-- begin --

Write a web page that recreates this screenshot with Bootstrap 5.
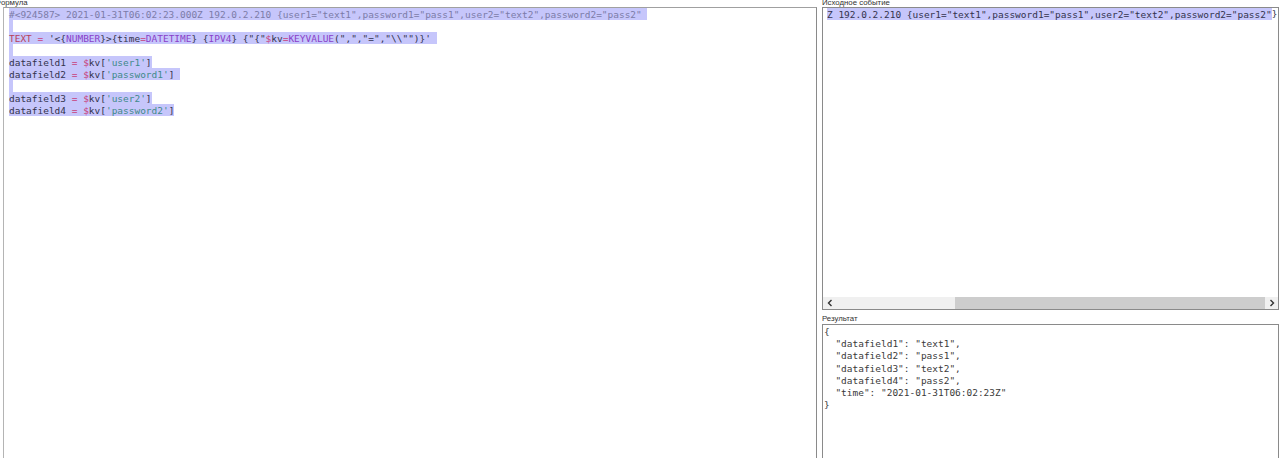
<!DOCTYPE html>
<html lang="ru"><head><meta charset="utf-8"><title>Формула</title>
<link href="https://cdn.jsdelivr.net/npm/bootstrap@5.3.0/dist/css/bootstrap.min.css" rel="stylesheet">
<style>
html,body{height:458px;overflow:hidden;background:#fff}
.shell{height:458px;overflow:hidden;align-items:stretch}
.pane-left{width:817px;flex:none;padding-left:3px}
.pane-right{width:457px;flex:none;margin-left:5px}
.cap{height:7px;font:7.8px/5px "Liberation Sans",sans-serif;color:#333;white-space:nowrap;overflow:visible}
.cap-l{margin-left:-8px}
.cap-res{height:14px;line-height:17px}
.editor{flex:1 1 0;min-height:0;border:1px solid #a0a0a0;border-bottom:0;font:9.47px/12px "DejaVu Sans Mono",monospace;color:#333;white-space:pre;overflow:hidden}
.ed-left{border-right:1px solid #8a8a8a;border-left:1px solid #b4b4b4;padding-left:5px}
.ln{height:12px;display:block}
.sel{background:#c6c6fb;display:inline-block;height:12px;line-height:13px;vertical-align:top}
.blank{width:4px}
.c-gray{color:#7c7ca8}.c-red{color:#b8405a}.c-pur{color:#8a3fc8}.c-pink{color:#c8407a}.c-teal{color:#3f8a8a}.c-ink{color:#33334d}
.source{flex:none;height:303px;border:1px solid #8a8a8a;display:flex;flex-direction:column;font:9.47px/12px "DejaVu Sans Mono",monospace;color:#33334d;white-space:pre}
.src-body{flex:1 1 0;padding:0 0 0 4px;overflow:hidden}
.sbar{height:12px;flex:none;background:#f0f0f0;display:flex;align-items:stretch}
.sb-btn{width:13px;flex:none;display:flex;align-items:center;justify-content:center}
.sb-track{flex:1 1 0;display:flex}
.sb-space{width:119px;flex:none}
.sb-thumb{flex:1 1 0;background:#cdcdcd}
.result{flex:1 1 0;min-height:0;border:1px solid #8a8a8a;border-bottom:0;padding:1px 0 0 1px;font:9.47px/12.2px "DejaVu Sans Mono",monospace;color:#3a3a3a;white-space:pre;overflow:hidden}
</style></head><body class="m-0 p-0">
<div class="shell d-flex">
  <div class="pane-left d-flex flex-column">
    <div class="cap cap-l">Формула</div>
    <div class="editor ed-left"><div><span class="ln"><span class="sel c-gray">#&lt;924587&gt; 2021-01-31T06:02:23.000Z 192.0.2.210 {user1="text1",password1="pass1",user2="text2",password2="pass2" </span></span><span class="ln"><span class="sel blank"></span></span><span class="ln"><span class="sel c-ink"><span class="c-red">TEXT</span> <span class="c-pink">=</span> '&lt;{<span class="c-pur">NUMBER</span>}&gt;{time<span class="c-pink">=</span><span class="c-pur">DATETIME</span>} {<span class="c-pur">IPV4</span>} {"{"<span class="c-pink">$</span>kv<span class="c-pink">=</span><span class="c-pur">KEYVALUE</span>(",","=","\\"")}' </span></span><span class="ln"><span class="sel blank"></span></span><span class="ln"><span class="sel c-ink">datafield1 <span class="c-pink">=</span> <span class="c-pink">$</span>kv[<span class="c-teal">'user1'</span>]</span></span><span class="ln"><span class="sel c-ink">datafield2 <span class="c-pink">=</span> <span class="c-pink">$</span>kv[<span class="c-teal">'password1'</span>] </span></span><span class="ln"><span class="sel blank"></span></span><span class="ln"><span class="sel c-ink">datafield3 <span class="c-pink">=</span> <span class="c-pink">$</span>kv[<span class="c-teal">'user2'</span>]</span></span><span class="ln"><span class="sel c-ink">datafield4 <span class="c-pink">=</span> <span class="c-pink">$</span>kv[<span class="c-teal">'password2'</span>]</span></span></div></div>
  </div>
  <div class="pane-right d-flex flex-column">
    <div class="cap">Исходное событие</div>
    <div class="source">
      <div class="src-body"><span class="sel">Z 192.0.2.210 {user1="text1",password1="pass1",user2="text2",password2="pass2"</span><span class="src-tail">}</span></div>
      <div class="sbar">
        <div class="sb-btn"><svg width="6" height="8" viewBox="0 0 6 8"><path d="M4.5 1 1.5 4l3 3" fill="none" stroke="#333" stroke-width="1.4"/></svg></div>
        <div class="sb-track"><div class="sb-space"></div><div class="sb-thumb"></div></div>
        <div class="sb-btn"><svg width="6" height="8" viewBox="0 0 6 8"><path d="M1.5 1 4.5 4l-3 3" fill="none" stroke="#333" stroke-width="1.4"/></svg></div>
      </div>
    </div>
    <div class="cap cap-res">Результат</div>
    <div class="result">{
  "datafield1": "text1",
  "datafield2": "pass1",
  "datafield3": "text2",
  "datafield4": "pass2",
  "time": "2021-01-31T06:02:23Z"
}</div>
  </div>
</div>
<script src="https://cdn.jsdelivr.net/npm/bootstrap@5.3.0/dist/js/bootstrap.bundle.min.js"></script>
</body></html>
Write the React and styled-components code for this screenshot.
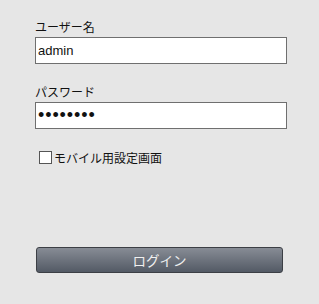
import React, { useState } from 'react'
import styled, { createGlobalStyle } from 'styled-components'

const GlobalStyle = createGlobalStyle`
  html, body {
    margin: 0;
    padding: 0;
    background: #e6e6e6;
    font-family: "Liberation Sans", "Noto Sans CJK JP", sans-serif;
  }
`;

const Page = styled.div`
  width: 319px;
  height: 304px;
  background: #e6e6e6;
  padding: 19px 0 0 35px;
  box-sizing: border-box;
`;

const Field = styled.div`
  display: flex;
  flex-direction: column;
  width: 252px;
  margin-bottom: 20px;
`;

const Label = styled.label`
  font-family: "Noto Sans CJK JP", sans-serif;
  font-size: 12px;
  line-height: 16px;
  color: #111;
  margin-bottom: 2px;
`;

const Input = styled.input`
  box-sizing: border-box;
  width: 252px;
  height: 27px;
  margin: 0;
  padding: 0 2px;
  border: 1px solid #6f6f6f;
  border-radius: 0;
  background: #fff;
  font-family: "Liberation Sans", sans-serif;
  font-size: ${(props) => (props.type === 'password' ? '18px' : '13px')};
  letter-spacing: ${(props) => (props.type === 'password' ? '0.9px' : '0')};
  color: #111;
  outline: none;
`;

const CheckRow = styled.label`
  display: flex;
  align-items: center;
  gap: 2px;
  padding-left: 4px;
  margin-top: 1px;
  height: 16px;
  font-family: "Noto Sans CJK JP", sans-serif;
  font-size: 12px;
  color: #111;
`;

const Check = styled.input`
  appearance: none;
  box-sizing: border-box;
  width: 13px;
  height: 13px;
  margin: 0;
  border: 1px solid #555;
  background: #fff;
`;

const LoginButton = styled.button`
  display: block;
  box-sizing: border-box;
  width: 247px;
  height: 26px;
  margin: 82px 0 0 1px;
  border: 1px solid #3c3f45;
  border-radius: 3px;
  background: linear-gradient(#878c95, #535a65);
  color: #f0f0f0;
  font-family: "Noto Sans CJK JP", sans-serif;
  font-size: 13.5px;
  line-height: 24px;
  padding: 0;
`;

function App() {
  const [user, setUser] = useState('admin')
  const [pass, setPass] = useState('password')
  const [mobile, setMobile] = useState(false)

  return (
    <Page>
      <GlobalStyle />
      <Field>
        <Label>ユーザー名</Label>
        <Input value={user} onChange={(e) => setUser(e.target.value)} />
      </Field>
      <Field>
        <Label>パスワード</Label>
        <Input type="password" value={pass} onChange={(e) => setPass(e.target.value)} />
      </Field>
      <CheckRow>
        <Check type="checkbox" checked={mobile} onChange={(e) => setMobile(e.target.checked)} />
        モバイル用設定画面
      </CheckRow>
      <LoginButton>ログイン</LoginButton>
    </Page>
  )
}

export default App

-- end --

TASK BRIEF: Reproduce the whole listing above word for word, but not its pictures.

OUTPUT OF THE TASK:
Write a web page that recreates this screenshot with Bootstrap 5.
<!DOCTYPE html>
<html lang="ru"><head><meta charset="utf-8"><title>Формула</title>
<link href="https://cdn.jsdelivr.net/npm/bootstrap@5.3.0/dist/css/bootstrap.min.css" rel="stylesheet">
<style>
html,body{height:458px;overflow:hidden;background:#fff}
.shell{height:458px;overflow:hidden;align-items:stretch}
.pane-left{width:817px;flex:none;padding-left:3px}
.pane-right{width:457px;flex:none;margin-left:5px}
.cap{height:7px;font:7.8px/5px "Liberation Sans",sans-serif;color:#333;white-space:nowrap;overflow:visible}
.cap-l{margin-left:-8px}
.cap-res{height:14px;line-height:17px}
.editor{flex:1 1 0;min-height:0;border:1px solid #a0a0a0;border-bottom:0;font:9.47px/12px "DejaVu Sans Mono",monospace;color:#333;white-space:pre;overflow:hidden}
.ed-left{border-right:1px solid #8a8a8a;border-left:1px solid #b4b4b4;padding-left:5px}
.ln{height:12px;display:block}
.sel{background:#c6c6fb;display:inline-block;height:12px;line-height:13px;vertical-align:top}
.blank{width:4px}
.c-gray{color:#7c7ca8}.c-red{color:#b8405a}.c-pur{color:#8a3fc8}.c-pink{color:#c8407a}.c-teal{color:#3f8a8a}.c-ink{color:#33334d}
.source{flex:none;height:303px;border:1px solid #8a8a8a;display:flex;flex-direction:column;font:9.47px/12px "DejaVu Sans Mono",monospace;color:#33334d;white-space:pre}
.src-body{flex:1 1 0;padding:0 0 0 4px;overflow:hidden}
.sbar{height:12px;flex:none;background:#f0f0f0;display:flex;align-items:stretch}
.sb-btn{width:13px;flex:none;display:flex;align-items:center;justify-content:center}
.sb-track{flex:1 1 0;display:flex}
.sb-space{width:119px;flex:none}
.sb-thumb{flex:1 1 0;background:#cdcdcd}
.result{flex:1 1 0;min-height:0;border:1px solid #8a8a8a;border-bottom:0;padding:1px 0 0 1px;font:9.47px/12.2px "DejaVu Sans Mono",monospace;color:#3a3a3a;white-space:pre;overflow:hidden}
</style></head><body class="m-0 p-0">
<div class="shell d-flex">
  <div class="pane-left d-flex flex-column">
    <div class="cap cap-l">Формула</div>
    <div class="editor ed-left"><div><span class="ln"><span class="sel c-gray">#&lt;924587&gt; 2021-01-31T06:02:23.000Z 192.0.2.210 {user1="text1",password1="pass1",user2="text2",password2="pass2" </span></span><span class="ln"><span class="sel blank"></span></span><span class="ln"><span class="sel c-ink"><span class="c-red">TEXT</span> <span class="c-pink">=</span> '&lt;{<span class="c-pur">NUMBER</span>}&gt;{time<span class="c-pink">=</span><span class="c-pur">DATETIME</span>} {<span class="c-pur">IPV4</span>} {"{"<span class="c-pink">$</span>kv<span class="c-pink">=</span><span class="c-pur">KEYVALUE</span>(",","=","\\"")}' </span></span><span class="ln"><span class="sel blank"></span></span><span class="ln"><span class="sel c-ink">datafield1 <span class="c-pink">=</span> <span class="c-pink">$</span>kv[<span class="c-teal">'user1'</span>]</span></span><span class="ln"><span class="sel c-ink">datafield2 <span class="c-pink">=</span> <span class="c-pink">$</span>kv[<span class="c-teal">'password1'</span>] </span></span><span class="ln"><span class="sel blank"></span></span><span class="ln"><span class="sel c-ink">datafield3 <span class="c-pink">=</span> <span class="c-pink">$</span>kv[<span class="c-teal">'user2'</span>]</span></span><span class="ln"><span class="sel c-ink">datafield4 <span class="c-pink">=</span> <span class="c-pink">$</span>kv[<span class="c-teal">'password2'</span>]</span></span></div></div>
  </div>
  <div class="pane-right d-flex flex-column">
    <div class="cap">Исходное событие</div>
    <div class="source">
      <div class="src-body"><span class="sel">Z 192.0.2.210 {user1="text1",password1="pass1",user2="text2",password2="pass2"</span><span class="src-tail">}</span></div>
      <div class="sbar">
        <div class="sb-btn"><svg width="6" height="8" viewBox="0 0 6 8"><path d="M4.5 1 1.5 4l3 3" fill="none" stroke="#333" stroke-width="1.4"/></svg></div>
        <div class="sb-track"><div class="sb-space"></div><div class="sb-thumb"></div></div>
        <div class="sb-btn"><svg width="6" height="8" viewBox="0 0 6 8"><path d="M1.5 1 4.5 4l-3 3" fill="none" stroke="#333" stroke-width="1.4"/></svg></div>
      </div>
    </div>
    <div class="cap cap-res">Результат</div>
    <div class="result">{
  "datafield1": "text1",
  "datafield2": "pass1",
  "datafield3": "text2",
  "datafield4": "pass2",
  "time": "2021-01-31T06:02:23Z"
}</div>
  </div>
</div>
<script src="https://cdn.jsdelivr.net/npm/bootstrap@5.3.0/dist/js/bootstrap.bundle.min.js"></script>
</body></html>
Write the React and styled-components code for this screenshot.
import React, { useState } from 'react'
import styled, { createGlobalStyle } from 'styled-components'

const GlobalStyle = createGlobalStyle`
  html, body {
    margin: 0;
    padding: 0;
    background: #e6e6e6;
    font-family: "Liberation Sans", "Noto Sans CJK JP", sans-serif;
  }
`;

const Page = styled.div`
  width: 319px;
  height: 304px;
  background: #e6e6e6;
  padding: 19px 0 0 35px;
  box-sizing: border-box;
`;

const Field = styled.div`
  display: flex;
  flex-direction: column;
  width: 252px;
  margin-bottom: 20px;
`;

const Label = styled.label`
  font-family: "Noto Sans CJK JP", sans-serif;
  font-size: 12px;
  line-height: 16px;
  color: #111;
  margin-bottom: 2px;
`;

const Input = styled.input`
  box-sizing: border-box;
  width: 252px;
  height: 27px;
  margin: 0;
  padding: 0 2px;
  border: 1px solid #6f6f6f;
  border-radius: 0;
  background: #fff;
  font-family: "Liberation Sans", sans-serif;
  font-size: ${(props) => (props.type === 'password' ? '18px' : '13px')};
  letter-spacing: ${(props) => (props.type === 'password' ? '0.9px' : '0')};
  color: #111;
  outline: none;
`;

const CheckRow = styled.label`
  display: flex;
  align-items: center;
  gap: 2px;
  padding-left: 4px;
  margin-top: 1px;
  height: 16px;
  font-family: "Noto Sans CJK JP", sans-serif;
  font-size: 12px;
  color: #111;
`;

const Check = styled.input`
  appearance: none;
  box-sizing: border-box;
  width: 13px;
  height: 13px;
  margin: 0;
  border: 1px solid #555;
  background: #fff;
`;

const LoginButton = styled.button`
  display: block;
  box-sizing: border-box;
  width: 247px;
  height: 26px;
  margin: 82px 0 0 1px;
  border: 1px solid #3c3f45;
  border-radius: 3px;
  background: linear-gradient(#878c95, #535a65);
  color: #f0f0f0;
  font-family: "Noto Sans CJK JP", sans-serif;
  font-size: 13.5px;
  line-height: 24px;
  padding: 0;
`;

function App() {
  const [user, setUser] = useState('admin')
  const [pass, setPass] = useState('password')
  const [mobile, setMobile] = useState(false)

  return (
    <Page>
      <GlobalStyle />
      <Field>
        <Label>ユーザー名</Label>
        <Input value={user} onChange={(e) => setUser(e.target.value)} />
      </Field>
      <Field>
        <Label>パスワード</Label>
        <Input type="password" value={pass} onChange={(e) => setPass(e.target.value)} />
      </Field>
      <CheckRow>
        <Check type="checkbox" checked={mobile} onChange={(e) => setMobile(e.target.checked)} />
        モバイル用設定画面
      </CheckRow>
      <LoginButton>ログイン</LoginButton>
    </Page>
  )
}

export default App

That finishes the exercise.